While a perception that he was closely aligned to an unattractive ECB regime - the regime of Downton and Giles Clarke that talked of people being "outside cricket" - no doubt hurt him, his main fault may well have been simply being a decent man in an increasingly indecent world. A man who thought that, if he worked hard, planned for the future and forged a strong relationship, it would be enough.

And that's the lasting impression of Moores. For whatever you think of his coaching - his international record is modest; his county and development record excellent - as a man, he has a dignity that is rare in professional sport.

A sense of perspective, too. After England lost to India at Lord's last summer, Moores was asked if he was at "rock bottom". His reply - "who knows what rock bottom is, but it isn't losing a cricket match" - sums him up better than anything else he said in his period at the helm. Even after his second sacking, he found a positive. "If feels as if I've got my wife and kids back," he said.

Following this interview, he went to see his son, Tom, a hard-hitting wicketkeeper-batsman, play for Nottinghamshire seconds against Warwickshire. The sacking has hurt, but he will cope. "A glass of wine helps," he says.

"I don't put this on," he says as the interview draws to a close. "I don't know if it's from my mum or what. But I am a calm person who can see the value of looking at people in their best light. It was such a slanging match last time. There were so many opinions. And so much of it was wrong. I didn't want to get involved. It's all so easy to do that.

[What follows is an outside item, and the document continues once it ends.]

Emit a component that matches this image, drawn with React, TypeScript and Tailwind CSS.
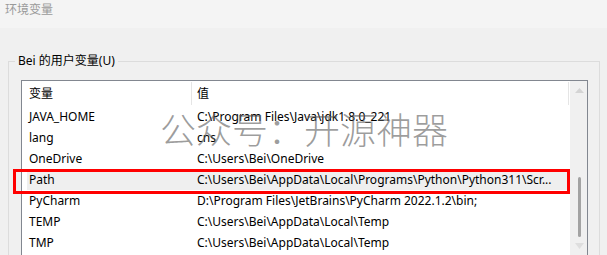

I'm not going down that route.

"I've been offered book deals, but it's not who I am. And if I did one, I would want it to be things I've learned and stories to help people get the best out of themselves and others. I have to be true to what I am. There's not a lot of mileage in negativity, you know.

"Of course it's been tough. This is the first summer for 33 years I've not been involved in the game in a professional way. But I'm a coach. It's what I do. I love England and I love cricket. The game doesn't owe me anything. It's been great fun working in it. And the hunger... it's just starting to come back."